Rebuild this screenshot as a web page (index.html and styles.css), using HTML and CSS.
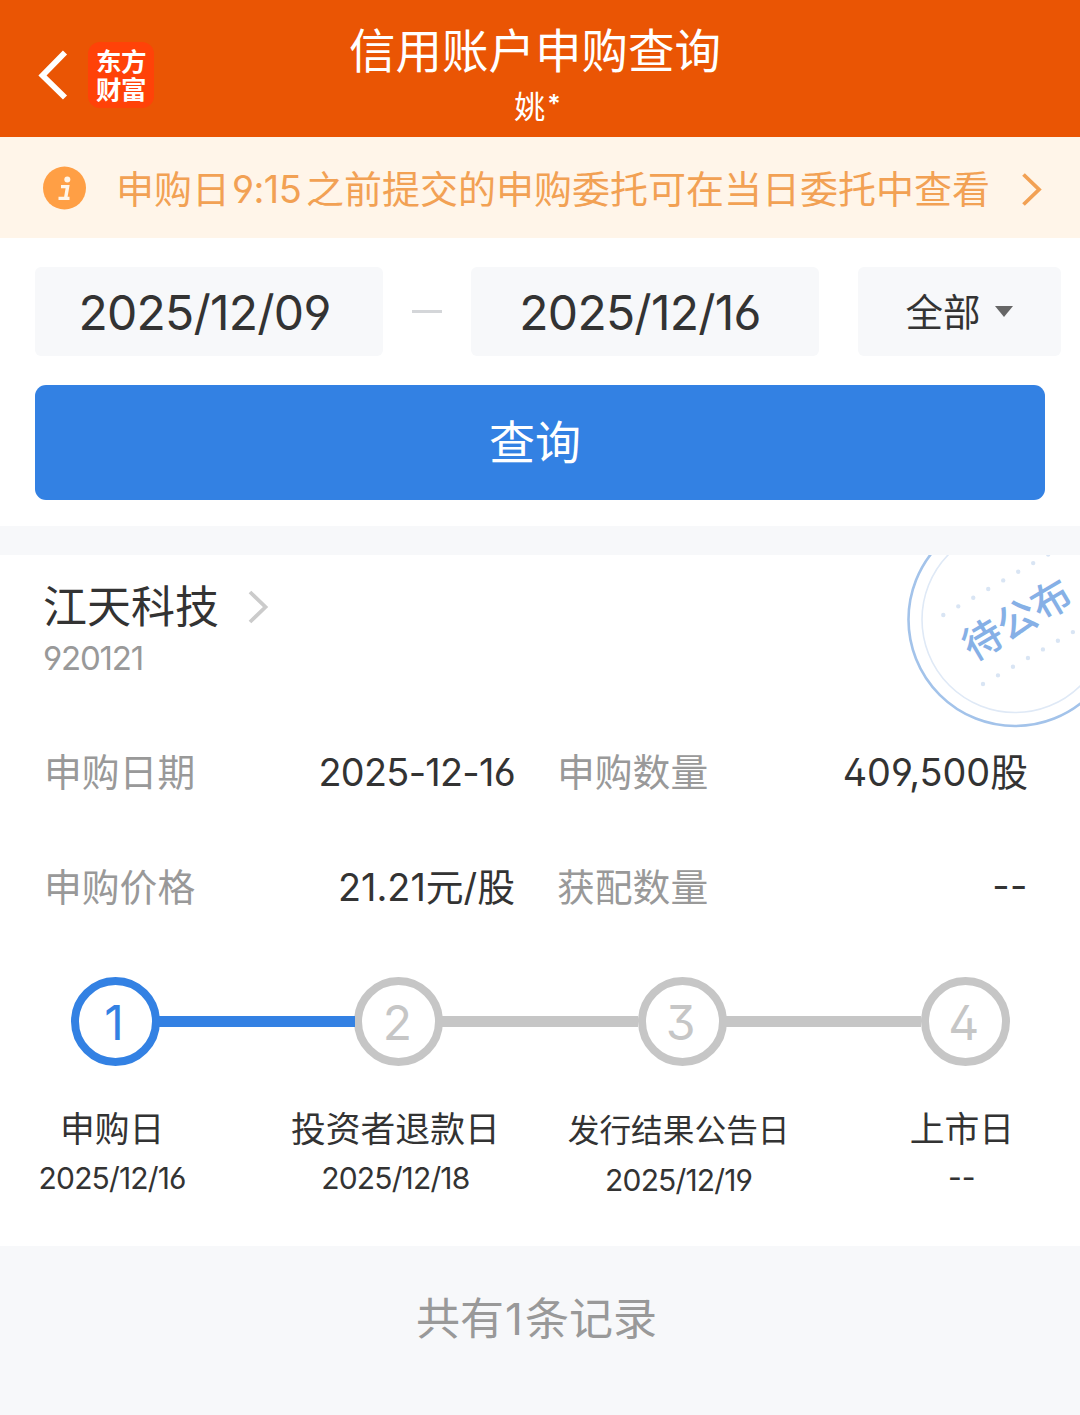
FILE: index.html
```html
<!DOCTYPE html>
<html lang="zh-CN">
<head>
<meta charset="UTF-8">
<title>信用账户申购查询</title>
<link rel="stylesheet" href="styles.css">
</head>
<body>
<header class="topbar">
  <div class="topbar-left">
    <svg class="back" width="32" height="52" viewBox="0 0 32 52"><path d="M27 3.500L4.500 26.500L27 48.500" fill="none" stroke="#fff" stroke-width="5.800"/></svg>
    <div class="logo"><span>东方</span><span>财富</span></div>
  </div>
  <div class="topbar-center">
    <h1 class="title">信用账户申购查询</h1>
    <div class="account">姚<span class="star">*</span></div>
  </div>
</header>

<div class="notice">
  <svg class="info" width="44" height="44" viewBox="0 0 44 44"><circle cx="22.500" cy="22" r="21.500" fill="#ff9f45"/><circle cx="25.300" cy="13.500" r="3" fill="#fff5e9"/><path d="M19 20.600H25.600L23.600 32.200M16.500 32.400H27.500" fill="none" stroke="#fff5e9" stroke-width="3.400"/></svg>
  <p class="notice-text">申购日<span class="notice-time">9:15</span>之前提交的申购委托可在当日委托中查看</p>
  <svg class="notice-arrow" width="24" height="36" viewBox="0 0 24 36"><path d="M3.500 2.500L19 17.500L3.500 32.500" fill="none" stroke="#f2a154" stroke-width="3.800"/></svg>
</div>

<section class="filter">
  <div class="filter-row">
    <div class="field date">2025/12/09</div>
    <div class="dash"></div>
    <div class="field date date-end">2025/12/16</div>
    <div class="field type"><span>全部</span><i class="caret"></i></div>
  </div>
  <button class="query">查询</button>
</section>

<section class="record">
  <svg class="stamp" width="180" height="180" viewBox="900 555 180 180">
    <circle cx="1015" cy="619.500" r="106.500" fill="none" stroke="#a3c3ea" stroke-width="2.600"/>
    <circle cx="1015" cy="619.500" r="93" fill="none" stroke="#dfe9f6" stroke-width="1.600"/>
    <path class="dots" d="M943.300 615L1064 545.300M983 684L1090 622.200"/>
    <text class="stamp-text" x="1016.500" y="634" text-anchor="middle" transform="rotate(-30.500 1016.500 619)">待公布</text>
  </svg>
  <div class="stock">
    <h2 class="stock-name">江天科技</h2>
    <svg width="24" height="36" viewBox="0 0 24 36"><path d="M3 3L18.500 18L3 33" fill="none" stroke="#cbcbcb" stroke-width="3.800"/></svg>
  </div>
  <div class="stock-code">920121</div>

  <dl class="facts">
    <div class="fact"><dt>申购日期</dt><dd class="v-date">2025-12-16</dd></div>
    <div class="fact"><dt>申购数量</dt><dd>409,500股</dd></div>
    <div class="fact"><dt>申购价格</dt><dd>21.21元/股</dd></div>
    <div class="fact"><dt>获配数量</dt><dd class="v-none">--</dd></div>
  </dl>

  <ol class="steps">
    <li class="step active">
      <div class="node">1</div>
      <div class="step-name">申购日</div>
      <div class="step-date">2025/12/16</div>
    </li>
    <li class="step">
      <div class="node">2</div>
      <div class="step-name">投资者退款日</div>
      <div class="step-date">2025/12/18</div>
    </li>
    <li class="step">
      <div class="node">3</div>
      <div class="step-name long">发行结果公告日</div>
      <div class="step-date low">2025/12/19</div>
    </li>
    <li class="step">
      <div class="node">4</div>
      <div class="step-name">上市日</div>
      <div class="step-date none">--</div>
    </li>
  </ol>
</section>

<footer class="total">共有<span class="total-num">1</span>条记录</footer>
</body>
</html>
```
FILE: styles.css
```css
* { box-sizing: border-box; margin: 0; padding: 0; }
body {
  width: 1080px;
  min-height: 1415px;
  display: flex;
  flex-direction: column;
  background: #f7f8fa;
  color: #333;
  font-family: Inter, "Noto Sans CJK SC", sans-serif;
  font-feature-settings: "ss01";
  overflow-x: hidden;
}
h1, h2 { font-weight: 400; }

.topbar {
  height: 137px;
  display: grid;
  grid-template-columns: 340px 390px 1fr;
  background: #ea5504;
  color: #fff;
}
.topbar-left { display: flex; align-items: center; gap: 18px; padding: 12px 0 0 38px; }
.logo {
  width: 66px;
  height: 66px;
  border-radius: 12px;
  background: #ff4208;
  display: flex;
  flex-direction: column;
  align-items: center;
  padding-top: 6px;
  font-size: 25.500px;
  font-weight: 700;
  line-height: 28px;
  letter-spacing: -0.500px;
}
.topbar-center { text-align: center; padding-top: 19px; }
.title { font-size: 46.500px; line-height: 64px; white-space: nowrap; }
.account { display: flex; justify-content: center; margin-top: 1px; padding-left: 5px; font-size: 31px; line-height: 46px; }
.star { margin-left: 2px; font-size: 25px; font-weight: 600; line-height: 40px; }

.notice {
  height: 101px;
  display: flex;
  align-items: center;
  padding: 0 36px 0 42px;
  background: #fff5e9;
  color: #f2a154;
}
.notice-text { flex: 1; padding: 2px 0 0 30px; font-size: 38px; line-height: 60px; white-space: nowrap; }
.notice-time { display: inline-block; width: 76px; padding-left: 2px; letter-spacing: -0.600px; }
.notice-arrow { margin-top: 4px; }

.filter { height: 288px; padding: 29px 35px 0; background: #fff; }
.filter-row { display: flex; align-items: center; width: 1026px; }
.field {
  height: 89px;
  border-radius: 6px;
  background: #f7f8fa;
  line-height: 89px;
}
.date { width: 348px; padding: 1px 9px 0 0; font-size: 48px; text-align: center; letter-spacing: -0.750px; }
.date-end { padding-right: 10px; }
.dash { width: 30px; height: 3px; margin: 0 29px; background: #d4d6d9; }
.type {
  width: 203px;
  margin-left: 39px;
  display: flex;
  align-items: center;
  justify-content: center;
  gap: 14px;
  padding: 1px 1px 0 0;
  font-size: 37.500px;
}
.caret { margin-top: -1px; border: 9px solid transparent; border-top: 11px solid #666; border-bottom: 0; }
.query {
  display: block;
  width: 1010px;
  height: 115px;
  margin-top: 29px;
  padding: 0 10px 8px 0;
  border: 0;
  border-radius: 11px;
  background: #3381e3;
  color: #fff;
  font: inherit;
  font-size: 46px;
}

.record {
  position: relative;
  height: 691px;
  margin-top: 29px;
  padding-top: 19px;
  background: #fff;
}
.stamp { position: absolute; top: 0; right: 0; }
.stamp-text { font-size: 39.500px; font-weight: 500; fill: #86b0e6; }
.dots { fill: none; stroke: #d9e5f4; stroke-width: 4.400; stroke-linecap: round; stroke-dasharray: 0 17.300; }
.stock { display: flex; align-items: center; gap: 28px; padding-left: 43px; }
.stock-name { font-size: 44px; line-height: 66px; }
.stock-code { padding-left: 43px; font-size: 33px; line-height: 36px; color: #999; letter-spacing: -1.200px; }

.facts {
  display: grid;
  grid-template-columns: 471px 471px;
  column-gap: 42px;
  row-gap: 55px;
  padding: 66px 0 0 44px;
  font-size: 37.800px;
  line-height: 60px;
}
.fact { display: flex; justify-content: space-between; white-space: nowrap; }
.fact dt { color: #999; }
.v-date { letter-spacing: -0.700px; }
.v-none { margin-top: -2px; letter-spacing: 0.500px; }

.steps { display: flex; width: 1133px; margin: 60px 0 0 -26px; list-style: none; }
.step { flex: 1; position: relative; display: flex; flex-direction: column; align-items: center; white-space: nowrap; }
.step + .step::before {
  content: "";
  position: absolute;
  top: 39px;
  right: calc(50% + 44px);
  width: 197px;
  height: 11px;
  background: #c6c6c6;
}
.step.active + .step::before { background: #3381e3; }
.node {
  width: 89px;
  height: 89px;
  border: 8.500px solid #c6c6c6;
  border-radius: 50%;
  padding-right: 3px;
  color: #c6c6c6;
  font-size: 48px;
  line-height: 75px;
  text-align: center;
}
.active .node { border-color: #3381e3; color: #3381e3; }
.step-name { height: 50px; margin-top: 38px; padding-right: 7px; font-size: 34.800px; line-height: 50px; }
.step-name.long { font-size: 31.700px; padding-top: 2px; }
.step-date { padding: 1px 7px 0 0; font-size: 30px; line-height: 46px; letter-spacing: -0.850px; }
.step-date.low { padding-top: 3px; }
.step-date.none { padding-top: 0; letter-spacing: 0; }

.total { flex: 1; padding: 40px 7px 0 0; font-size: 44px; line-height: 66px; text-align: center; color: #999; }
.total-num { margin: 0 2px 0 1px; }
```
==
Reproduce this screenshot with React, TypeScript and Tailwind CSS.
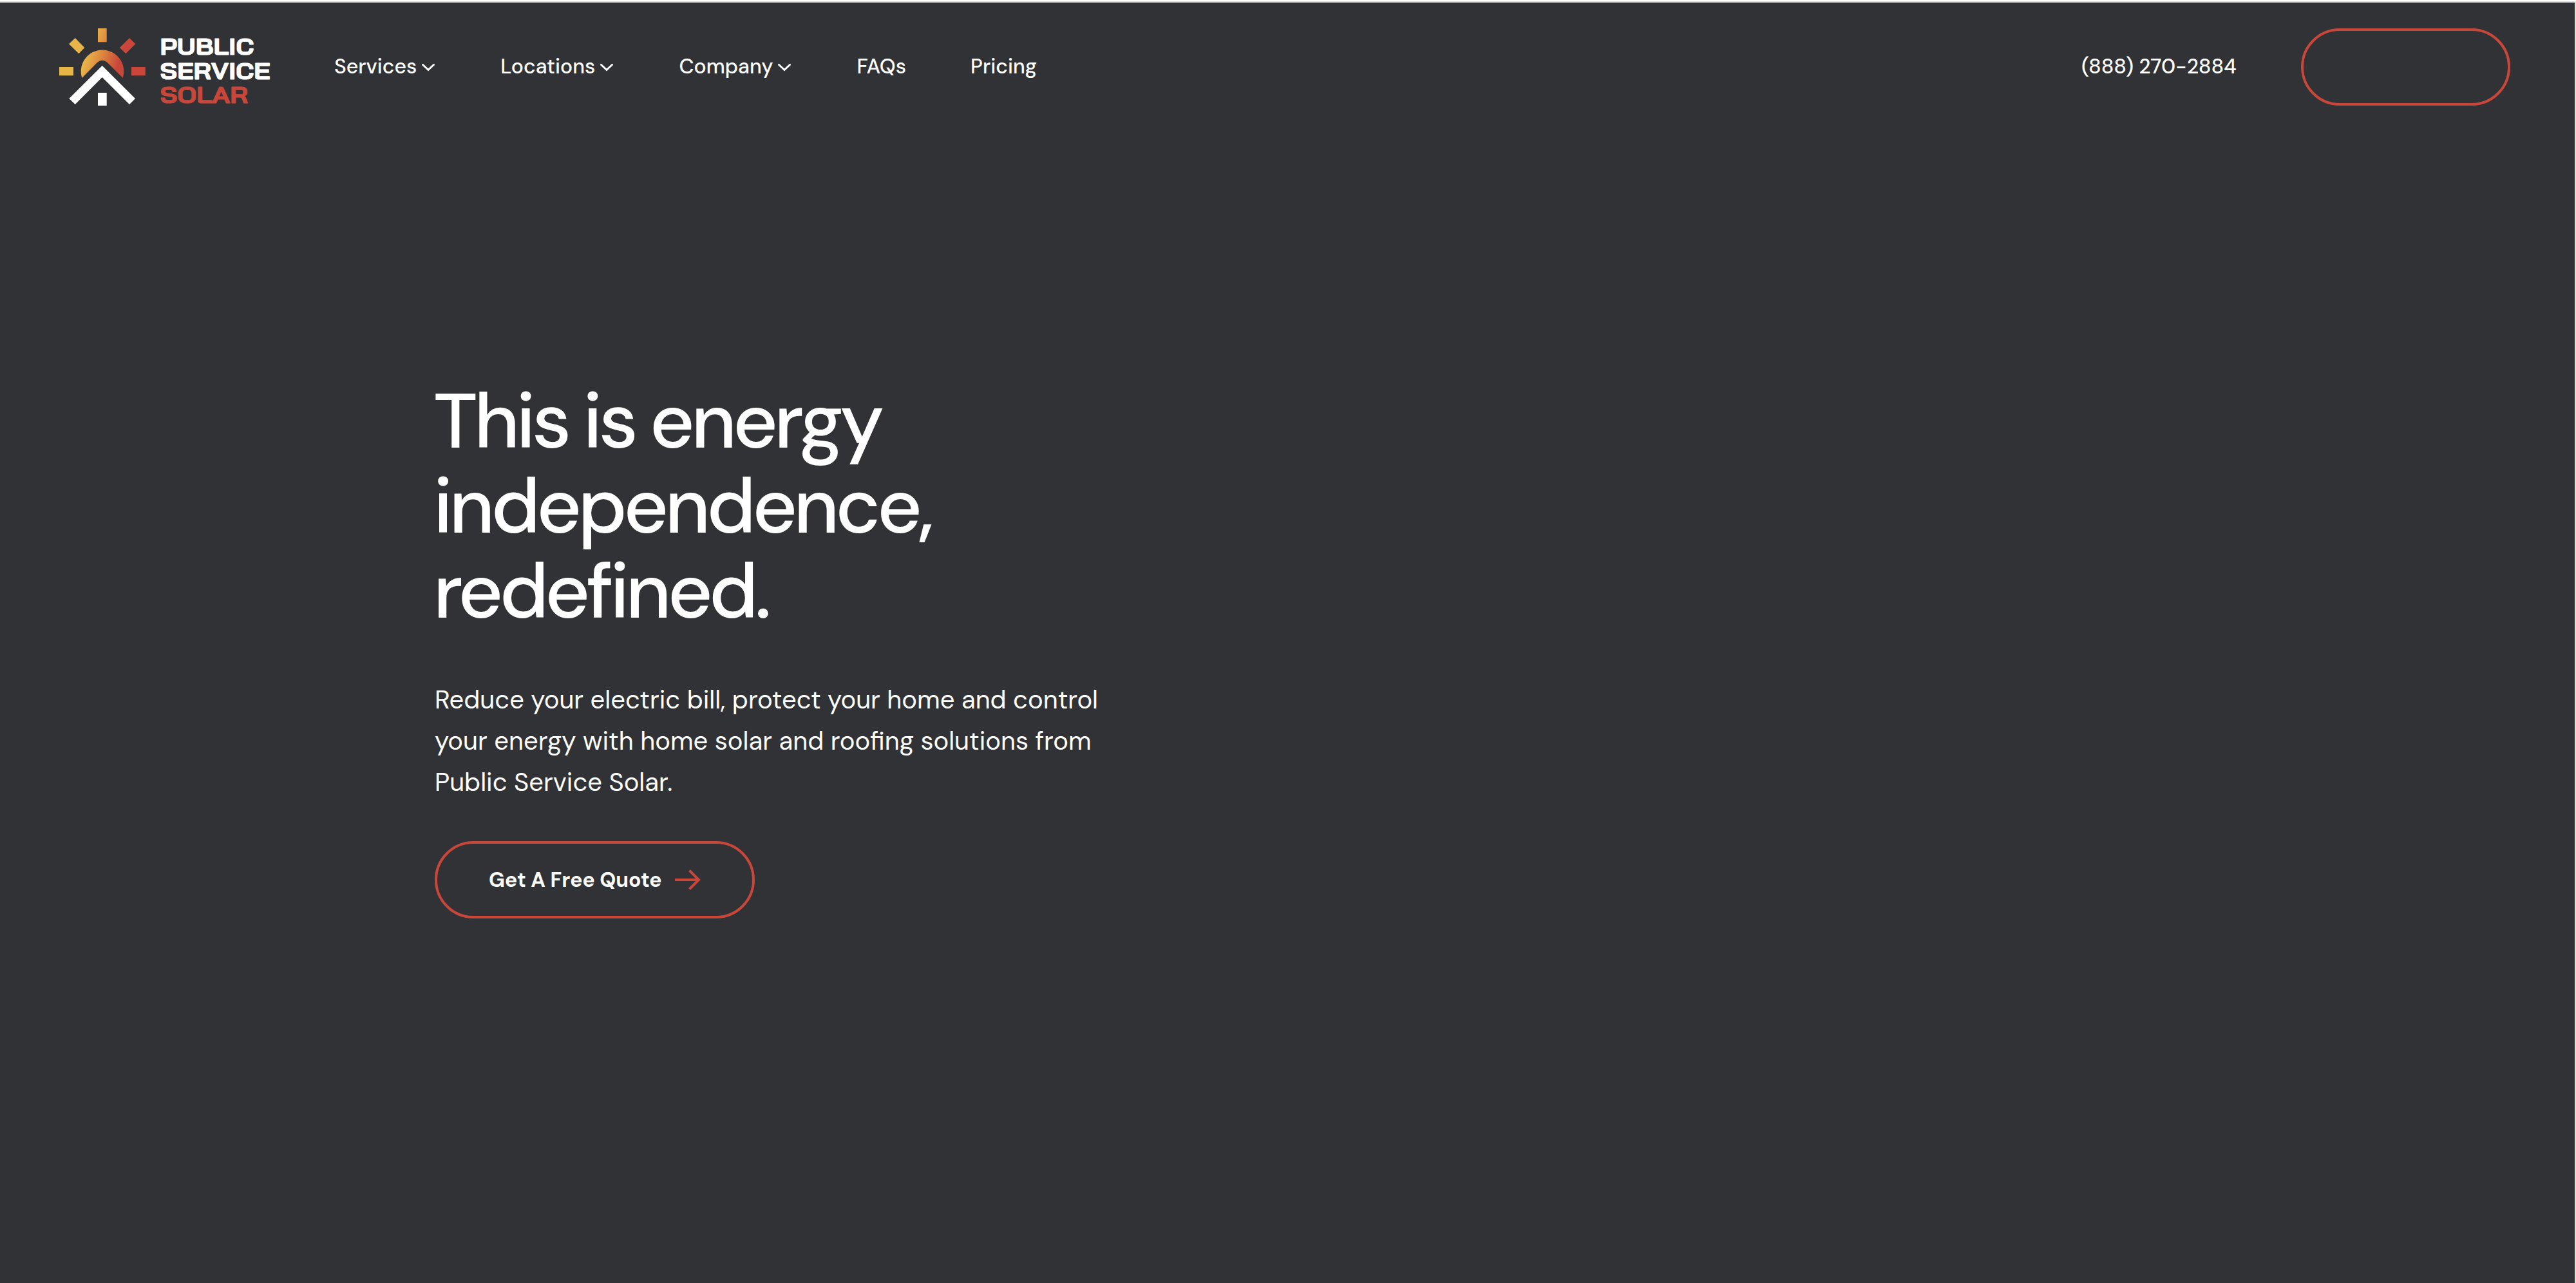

What is required: Which lines hold the word "this"? Show each one.

Answer in full:
Rebuild this screenshot as a web page (index.html and styles.css), using HTML and CSS.
Reproduce this screenshot with React, TypeScript and Tailwind CSS.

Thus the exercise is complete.